## START

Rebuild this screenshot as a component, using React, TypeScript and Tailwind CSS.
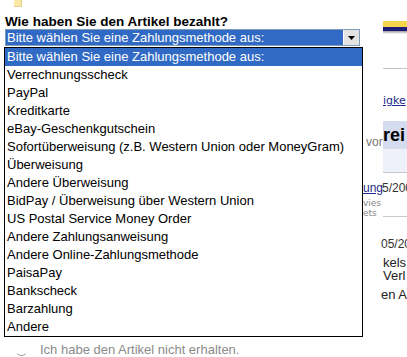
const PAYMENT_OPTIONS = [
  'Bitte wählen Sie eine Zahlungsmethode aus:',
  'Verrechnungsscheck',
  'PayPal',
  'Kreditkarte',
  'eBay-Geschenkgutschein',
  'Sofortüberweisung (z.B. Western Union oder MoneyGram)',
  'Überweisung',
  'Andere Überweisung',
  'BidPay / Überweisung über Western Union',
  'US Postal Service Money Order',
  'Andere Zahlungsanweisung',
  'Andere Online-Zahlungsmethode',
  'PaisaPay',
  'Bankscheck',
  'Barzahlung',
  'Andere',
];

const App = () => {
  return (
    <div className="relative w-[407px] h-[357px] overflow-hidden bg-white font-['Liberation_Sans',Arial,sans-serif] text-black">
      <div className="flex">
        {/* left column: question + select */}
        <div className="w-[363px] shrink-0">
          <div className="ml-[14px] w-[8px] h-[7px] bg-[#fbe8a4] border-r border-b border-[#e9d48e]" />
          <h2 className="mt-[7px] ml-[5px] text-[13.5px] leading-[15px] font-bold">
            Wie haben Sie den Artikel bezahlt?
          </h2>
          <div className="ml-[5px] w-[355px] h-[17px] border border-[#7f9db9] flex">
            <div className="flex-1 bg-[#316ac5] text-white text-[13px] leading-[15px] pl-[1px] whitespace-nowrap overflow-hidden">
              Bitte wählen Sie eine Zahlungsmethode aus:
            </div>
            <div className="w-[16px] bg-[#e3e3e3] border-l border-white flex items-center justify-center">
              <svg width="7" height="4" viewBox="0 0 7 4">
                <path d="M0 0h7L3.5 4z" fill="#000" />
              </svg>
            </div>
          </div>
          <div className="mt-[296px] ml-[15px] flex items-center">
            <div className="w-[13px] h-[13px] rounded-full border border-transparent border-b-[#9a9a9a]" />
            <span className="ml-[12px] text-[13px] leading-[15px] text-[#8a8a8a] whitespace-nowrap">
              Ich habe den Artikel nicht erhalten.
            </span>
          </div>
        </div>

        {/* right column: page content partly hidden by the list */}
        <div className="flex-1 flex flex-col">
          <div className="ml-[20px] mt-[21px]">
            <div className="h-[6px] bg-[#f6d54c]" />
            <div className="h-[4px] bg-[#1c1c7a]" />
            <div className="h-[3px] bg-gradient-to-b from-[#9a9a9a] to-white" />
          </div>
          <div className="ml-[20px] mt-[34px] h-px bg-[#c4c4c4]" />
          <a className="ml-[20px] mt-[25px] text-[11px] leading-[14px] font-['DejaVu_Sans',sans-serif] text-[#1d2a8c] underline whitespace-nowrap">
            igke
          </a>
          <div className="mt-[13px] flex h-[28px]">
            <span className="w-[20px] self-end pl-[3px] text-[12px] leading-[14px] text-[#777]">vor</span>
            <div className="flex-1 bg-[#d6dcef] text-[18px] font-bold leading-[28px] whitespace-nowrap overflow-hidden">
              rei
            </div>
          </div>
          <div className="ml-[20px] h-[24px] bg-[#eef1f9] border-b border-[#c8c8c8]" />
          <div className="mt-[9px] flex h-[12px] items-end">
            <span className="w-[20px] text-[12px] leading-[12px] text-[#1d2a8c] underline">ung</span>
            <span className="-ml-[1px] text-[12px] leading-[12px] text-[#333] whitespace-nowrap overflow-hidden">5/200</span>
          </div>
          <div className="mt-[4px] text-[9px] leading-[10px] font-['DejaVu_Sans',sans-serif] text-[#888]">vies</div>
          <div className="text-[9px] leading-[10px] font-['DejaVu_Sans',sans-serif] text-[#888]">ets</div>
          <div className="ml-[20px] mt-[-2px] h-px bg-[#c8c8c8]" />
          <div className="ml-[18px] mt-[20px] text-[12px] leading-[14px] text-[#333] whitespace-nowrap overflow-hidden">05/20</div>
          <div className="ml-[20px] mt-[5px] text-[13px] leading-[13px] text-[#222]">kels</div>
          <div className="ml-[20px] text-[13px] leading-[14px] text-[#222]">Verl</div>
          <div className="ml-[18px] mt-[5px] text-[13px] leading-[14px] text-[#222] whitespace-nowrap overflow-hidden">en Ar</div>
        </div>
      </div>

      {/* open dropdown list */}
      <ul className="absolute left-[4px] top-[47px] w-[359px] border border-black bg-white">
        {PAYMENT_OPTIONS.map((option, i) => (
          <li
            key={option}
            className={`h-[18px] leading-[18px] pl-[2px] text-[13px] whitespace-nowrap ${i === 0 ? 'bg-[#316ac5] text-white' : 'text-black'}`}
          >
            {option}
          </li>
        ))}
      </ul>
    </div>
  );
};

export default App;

## END

**Task goal**
All of the lines above should be retyped precisely, apart from the pictures.

**Written reply**
Rebuild this screenshot as a component, using React, TypeScript and Tailwind CSS.
const PAYMENT_OPTIONS = [
  'Bitte wählen Sie eine Zahlungsmethode aus:',
  'Verrechnungsscheck',
  'PayPal',
  'Kreditkarte',
  'eBay-Geschenkgutschein',
  'Sofortüberweisung (z.B. Western Union oder MoneyGram)',
  'Überweisung',
  'Andere Überweisung',
  'BidPay / Überweisung über Western Union',
  'US Postal Service Money Order',
  'Andere Zahlungsanweisung',
  'Andere Online-Zahlungsmethode',
  'PaisaPay',
  'Bankscheck',
  'Barzahlung',
  'Andere',
];

const App = () => {
  return (
    <div className="relative w-[407px] h-[357px] overflow-hidden bg-white font-['Liberation_Sans',Arial,sans-serif] text-black">
      <div className="flex">
        {/* left column: question + select */}
        <div className="w-[363px] shrink-0">
          <div className="ml-[14px] w-[8px] h-[7px] bg-[#fbe8a4] border-r border-b border-[#e9d48e]" />
          <h2 className="mt-[7px] ml-[5px] text-[13.5px] leading-[15px] font-bold">
            Wie haben Sie den Artikel bezahlt?
          </h2>
          <div className="ml-[5px] w-[355px] h-[17px] border border-[#7f9db9] flex">
            <div className="flex-1 bg-[#316ac5] text-white text-[13px] leading-[15px] pl-[1px] whitespace-nowrap overflow-hidden">
              Bitte wählen Sie eine Zahlungsmethode aus:
            </div>
            <div className="w-[16px] bg-[#e3e3e3] border-l border-white flex items-center justify-center">
              <svg width="7" height="4" viewBox="0 0 7 4">
                <path d="M0 0h7L3.5 4z" fill="#000" />
              </svg>
            </div>
          </div>
          <div className="mt-[296px] ml-[15px] flex items-center">
            <div className="w-[13px] h-[13px] rounded-full border border-transparent border-b-[#9a9a9a]" />
            <span className="ml-[12px] text-[13px] leading-[15px] text-[#8a8a8a] whitespace-nowrap">
              Ich habe den Artikel nicht erhalten.
            </span>
          </div>
        </div>

        {/* right column: page content partly hidden by the list */}
        <div className="flex-1 flex flex-col">
          <div className="ml-[20px] mt-[21px]">
            <div className="h-[6px] bg-[#f6d54c]" />
            <div className="h-[4px] bg-[#1c1c7a]" />
            <div className="h-[3px] bg-gradient-to-b from-[#9a9a9a] to-white" />
          </div>
          <div className="ml-[20px] mt-[34px] h-px bg-[#c4c4c4]" />
          <a className="ml-[20px] mt-[25px] text-[11px] leading-[14px] font-['DejaVu_Sans',sans-serif] text-[#1d2a8c] underline whitespace-nowrap">
            igke
          </a>
          <div className="mt-[13px] flex h-[28px]">
            <span className="w-[20px] self-end pl-[3px] text-[12px] leading-[14px] text-[#777]">vor</span>
            <div className="flex-1 bg-[#d6dcef] text-[18px] font-bold leading-[28px] whitespace-nowrap overflow-hidden">
              rei
            </div>
          </div>
          <div className="ml-[20px] h-[24px] bg-[#eef1f9] border-b border-[#c8c8c8]" />
          <div className="mt-[9px] flex h-[12px] items-end">
            <span className="w-[20px] text-[12px] leading-[12px] text-[#1d2a8c] underline">ung</span>
            <span className="-ml-[1px] text-[12px] leading-[12px] text-[#333] whitespace-nowrap overflow-hidden">5/200</span>
          </div>
          <div className="mt-[4px] text-[9px] leading-[10px] font-['DejaVu_Sans',sans-serif] text-[#888]">vies</div>
          <div className="text-[9px] leading-[10px] font-['DejaVu_Sans',sans-serif] text-[#888]">ets</div>
          <div className="ml-[20px] mt-[-2px] h-px bg-[#c8c8c8]" />
          <div className="ml-[18px] mt-[20px] text-[12px] leading-[14px] text-[#333] whitespace-nowrap overflow-hidden">05/20</div>
          <div className="ml-[20px] mt-[5px] text-[13px] leading-[13px] text-[#222]">kels</div>
          <div className="ml-[20px] text-[13px] leading-[14px] text-[#222]">Verl</div>
          <div className="ml-[18px] mt-[5px] text-[13px] leading-[14px] text-[#222] whitespace-nowrap overflow-hidden">en Ar</div>
        </div>
      </div>

      {/* open dropdown list */}
      <ul className="absolute left-[4px] top-[47px] w-[359px] border border-black bg-white">
        {PAYMENT_OPTIONS.map((option, i) => (
          <li
            key={option}
            className={`h-[18px] leading-[18px] pl-[2px] text-[13px] whitespace-nowrap ${i === 0 ? 'bg-[#316ac5] text-white' : 'text-black'}`}
          >
            {option}
          </li>
        ))}
      </ul>
    </div>
  );
};

export default App;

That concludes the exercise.